Task details. Each line of the material must be repeated precisely, with the pictures left out.

Data supplied.
———

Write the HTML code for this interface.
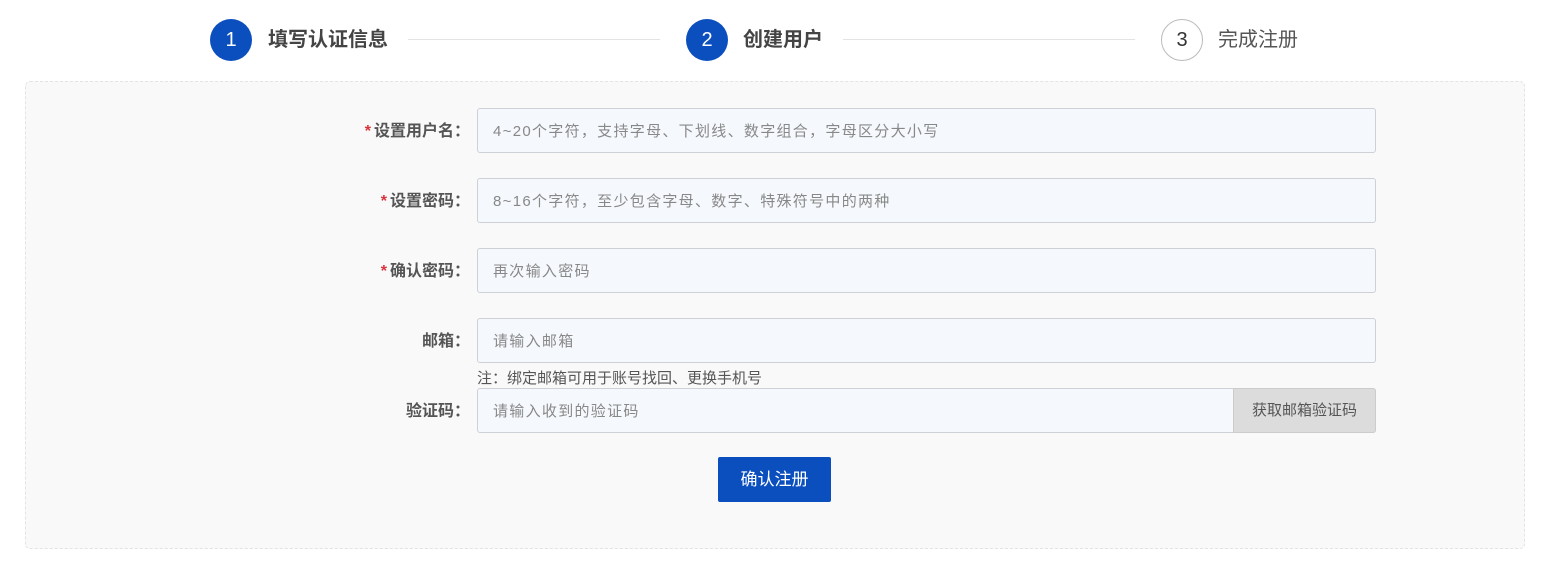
<!DOCTYPE html>
<html><head><meta charset="utf-8"><style>
*{box-sizing:border-box;margin:0;padding:0}
body{width:1561px;height:566px;background:#fff;font-family:"Liberation Sans","Noto Sans CJK SC",sans-serif;position:relative;overflow:hidden}
.a{position:absolute}
.c{width:42px;height:42px;border-radius:50%;text-align:center;line-height:42px;font-size:20px}
.c.on{background:#0b4fbf;color:#fff}
.c.off{border:1px solid #bbb;color:#333;line-height:40px}
.st{font-size:20px;line-height:42px;color:#444}
.ln{height:1px;background:#e3e3e3;top:39px}
.panel{left:25px;top:81px;width:1500px;height:468px;background:#f9f9f9;border:1px dashed #e3e3e3;border-radius:5px}
.lb{width:200px;left:270px;text-align:right;font-size:16px;font-weight:bold;color:#555;line-height:46px}
.lb i{color:#d9333b;font-style:normal;margin-right:3px}
.in{left:477px;width:899px;height:45px;background:#f5f8fc;border:1px solid #cdd0d6;border-radius:3px;font-size:15px;letter-spacing:1.3px;color:#888;line-height:45px;padding-left:15px}
</style></head><body>
<div class="a c on" style="left:210px;top:19px">1</div>
<div class="a st" style="left:268px;top:19px;font-weight:bold">填写认证信息</div>
<div class="a ln" style="left:408px;width:252px"></div>
<div class="a c on" style="left:686px;top:19px">2</div>
<div class="a st" style="left:743px;top:19px;font-weight:bold">创建用户</div>
<div class="a ln" style="left:843px;width:292px"></div>
<div class="a c off" style="left:1161px;top:19px">3</div>
<div class="a st" style="left:1218px;top:19px;color:#555">完成注册</div>
<div class="a panel"></div>
<div class="a lb" style="top:109px"><i>*</i>设置用户名：</div>
<div class="a in" style="top:108px">4~20个字符，支持字母、下划线、数字组合，字母区分大小写</div>
<div class="a lb" style="top:179px"><i>*</i>设置密码：</div>
<div class="a in" style="top:178px">8~16个字符，至少包含字母、数字、特殊符号中的两种</div>
<div class="a lb" style="top:249px"><i>*</i>确认密码：</div>
<div class="a in" style="top:248px">再次输入密码</div>
<div class="a lb" style="top:319px">邮箱：</div>
<div class="a in" style="top:318px">请输入邮箱</div>
<div class="a" style="left:477px;top:367px;font-size:15px;color:#555">注：绑定邮箱可用于账号找回、更换手机号</div>
<div class="a lb" style="top:389px">验证码：</div>
<div class="a in" style="top:388px">请输入收到的验证码</div>
<div class="a" style="left:1233px;top:388px;width:143px;height:45px;background:#dcdcdc;border:1px solid #ccc;border-radius:0 3px 3px 0;font-size:15px;color:#555;text-align:center;line-height:43px">获取邮箱验证码</div>
<div class="a" style="left:718px;top:457px;width:113px;height:45px;background:#0b4fbf;border-radius:2px;color:#fff;font-size:17px;text-align:center;line-height:45px">确认注册</div>
</body></html>
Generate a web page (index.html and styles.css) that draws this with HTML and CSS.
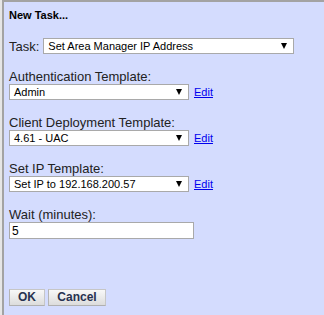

———

Exercise answer.
Write the HTML code for this interface.
<!DOCTYPE html>
<html><head><meta charset="utf-8"><style>
*{box-sizing:border-box;margin:0;padding:0}
body{width:1561px;height:566px;background:#fff;font-family:"Liberation Sans","Noto Sans CJK SC",sans-serif;position:relative;overflow:hidden}
.a{position:absolute}
.c{width:42px;height:42px;border-radius:50%;text-align:center;line-height:42px;font-size:20px}
.c.on{background:#0b4fbf;color:#fff}
.c.off{border:1px solid #bbb;color:#333;line-height:40px}
.st{font-size:20px;line-height:42px;color:#444}
.ln{height:1px;background:#e3e3e3;top:39px}
.panel{left:25px;top:81px;width:1500px;height:468px;background:#f9f9f9;border:1px dashed #e3e3e3;border-radius:5px}
.lb{width:200px;left:270px;text-align:right;font-size:16px;font-weight:bold;color:#555;line-height:46px}
.lb i{color:#d9333b;font-style:normal;margin-right:3px}
.in{left:477px;width:899px;height:45px;background:#f5f8fc;border:1px solid #cdd0d6;border-radius:3px;font-size:15px;letter-spacing:1.3px;color:#888;line-height:45px;padding-left:15px}
</style></head><body>
<div class="a c on" style="left:210px;top:19px">1</div>
<div class="a st" style="left:268px;top:19px;font-weight:bold">填写认证信息</div>
<div class="a ln" style="left:408px;width:252px"></div>
<div class="a c on" style="left:686px;top:19px">2</div>
<div class="a st" style="left:743px;top:19px;font-weight:bold">创建用户</div>
<div class="a ln" style="left:843px;width:292px"></div>
<div class="a c off" style="left:1161px;top:19px">3</div>
<div class="a st" style="left:1218px;top:19px;color:#555">完成注册</div>
<div class="a panel"></div>
<div class="a lb" style="top:109px"><i>*</i>设置用户名：</div>
<div class="a in" style="top:108px">4~20个字符，支持字母、下划线、数字组合，字母区分大小写</div>
<div class="a lb" style="top:179px"><i>*</i>设置密码：</div>
<div class="a in" style="top:178px">8~16个字符，至少包含字母、数字、特殊符号中的两种</div>
<div class="a lb" style="top:249px"><i>*</i>确认密码：</div>
<div class="a in" style="top:248px">再次输入密码</div>
<div class="a lb" style="top:319px">邮箱：</div>
<div class="a in" style="top:318px">请输入邮箱</div>
<div class="a" style="left:477px;top:367px;font-size:15px;color:#555">注：绑定邮箱可用于账号找回、更换手机号</div>
<div class="a lb" style="top:389px">验证码：</div>
<div class="a in" style="top:388px">请输入收到的验证码</div>
<div class="a" style="left:1233px;top:388px;width:143px;height:45px;background:#dcdcdc;border:1px solid #ccc;border-radius:0 3px 3px 0;font-size:15px;color:#555;text-align:center;line-height:43px">获取邮箱验证码</div>
<div class="a" style="left:718px;top:457px;width:113px;height:45px;background:#0b4fbf;border-radius:2px;color:#fff;font-size:17px;text-align:center;line-height:45px">确认注册</div>
</body></html>
Generate a web page (index.html and styles.css) that draws this with HTML and CSS.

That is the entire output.